As Caroline said, "I've been deeply moved by the people who've told me they wish they could feel inspired and hopeful about America the way people did when my father was president." As both a daughter and mother, she resonates to the "longing" for those days and feelings.
But what Kathleen remembers learning from her father is something else: "Number one, you have to fight." On the phone, she said, "Obama's appeal is that we can all get along. My father challenged people." She remembers him quoting the ancient graffiti on the slave-built pyramids: "No one got angry enough." And her support for Clinton contains this sentence: "The loftiest poetry will not solve these issues."
This election is about the future not the past. How many more times can we hear that? It's not about who will be the next Kennedy, but rather the next president.

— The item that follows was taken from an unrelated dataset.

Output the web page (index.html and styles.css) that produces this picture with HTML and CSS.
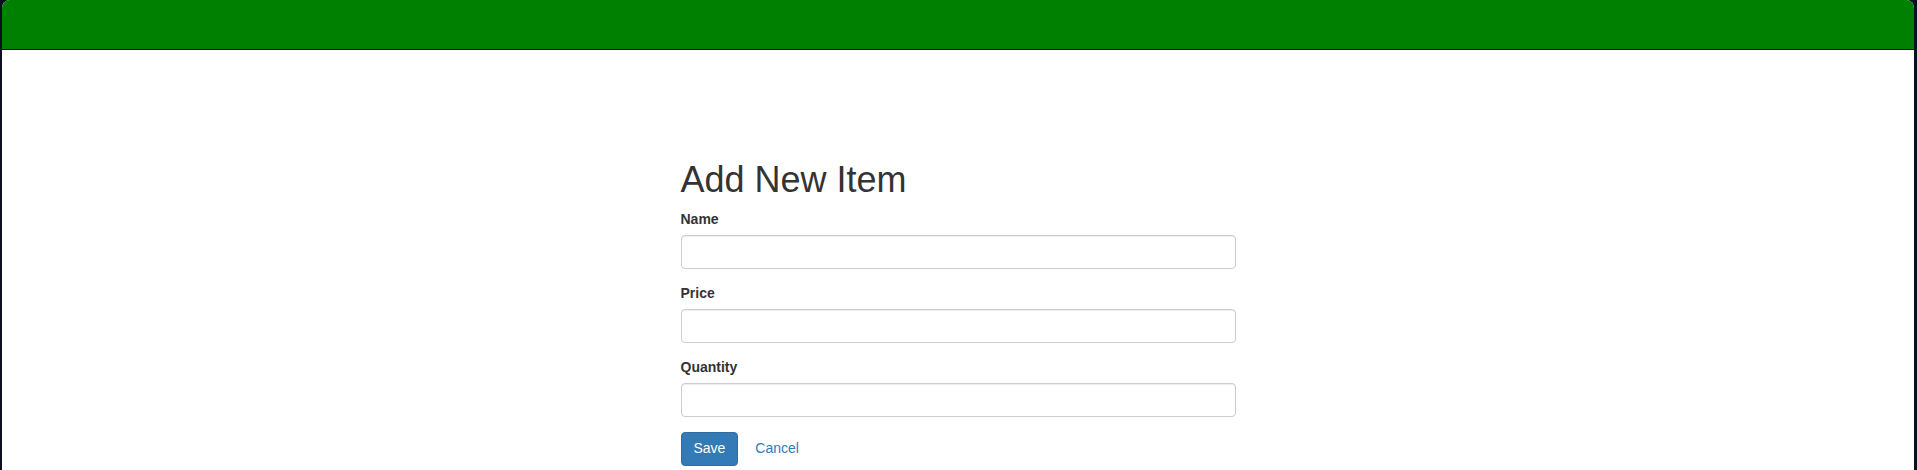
FILE: index.html
```html
<!DOCTYPE html>
<html>
<head>
<meta charset="utf-8">
<title>Add New Item</title>
<link rel="stylesheet" href="styles.css">
</head>
<body>
<div class="window">
  <header class="topbar"></header>
  <main class="content">
    <div class="container">
      <div class="col">
        <h1 class="title">Add New Item</h1>
        <form class="form">
          <div class="form-group">
            <label class="label">Name</label>
            <input class="input" type="text">
          </div>
          <div class="form-group">
            <label class="label">Price</label>
            <input class="input" type="text">
          </div>
          <div class="form-group">
            <label class="label">Quantity</label>
            <input class="input" type="text">
          </div>
          <div class="actions">
            <button type="button" class="btn btn-primary">Save</button>
            <a class="btn btn-link">Cancel</a>
          </div>
        </form>
      </div>
    </div>
  </main>
</div>
</body>
</html>
```

FILE: styles.css
```css
* { box-sizing: border-box; }
html, body { margin: 0; height: 100%; }
body {
  background: #0a1020;
  font-family: "Liberation Sans", Arial, Helvetica, sans-serif;
  font-size: 14px;
  line-height: 1.42857;
  color: #333;
  overflow: hidden;
}
.window {
  margin: 0 3px 0 2px;
  height: 100%;
  background: #fff;
  border-radius: 8px 8px 0 0;
  overflow: hidden;
}
.topbar {
  height: 50px;
  background: #008000;
  border-bottom: 1px solid #111;
}
.content {
  padding-top: 90px;
}
.container {
  width: 1170px;
  margin: 0 auto;
  padding: 0 15px;
  display: flex;
  justify-content: center;
}
.col {
  width: 555px;
}
.title {
  margin: 20px 0 10px;
  font-size: 36px;
  font-weight: 500;
  line-height: 1.1;
  color: #333;
}
.form-group {
  margin-bottom: 15px;
}
.label {
  display: block;
  margin-bottom: 5px;
  font-weight: bold;
}
.input {
  display: block;
  width: 100%;
  height: 34px;
  padding: 6px 12px;
  font: inherit;
  color: #555;
  background: #fff;
  border: 1px solid #ccc;
  border-radius: 4px;
  box-shadow: inset 0 1px 1px rgba(0,0,0,.075);
}
.btn {
  display: inline-block;
  padding: 6px 12px;
  font-family: inherit;
  font-size: 14px;
  line-height: 1.42857;
  border: 1px solid transparent;
  border-radius: 4px;
  cursor: pointer;
  vertical-align: middle;
}
.btn-primary {
  color: #fff;
  background: #337ab7;
  border-color: #2e6da4;
}
.btn-link {
  color: #337ab7;
  background: transparent;
}
```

Bill Clinton threw a monkey wrench into the campaign and Ted Kennedy turned it into a boomerang. But on Tuesday it's Hillary versus Barack. The hair's width of difference in their beliefs has turned into a pitched battle between "inspiration" and "battle-tested." The hope that some regard as tangible, others see as helium. The experience some believe is invaluable, others call old politics.
You can hear it all in the family clan. Rory Kennedy, a documentary filmmaker born after her father, Bobby, was killed, says, "I feel we're in a very dark period in our history and Obama has the potential to get us out of it." Oldest sister Kathleen says, "In a time of crisis like this we want someone who knows what she is doing when she gets there."
What do you do in a family that's split? In the Kennedy family, says Kathleen, "We keep loving each other, talking to each other, and arguing with each other. . . . We wake up the next morning raring to go."
As we roar into Super Tuesday, the Democrats better keep that morning after in mind.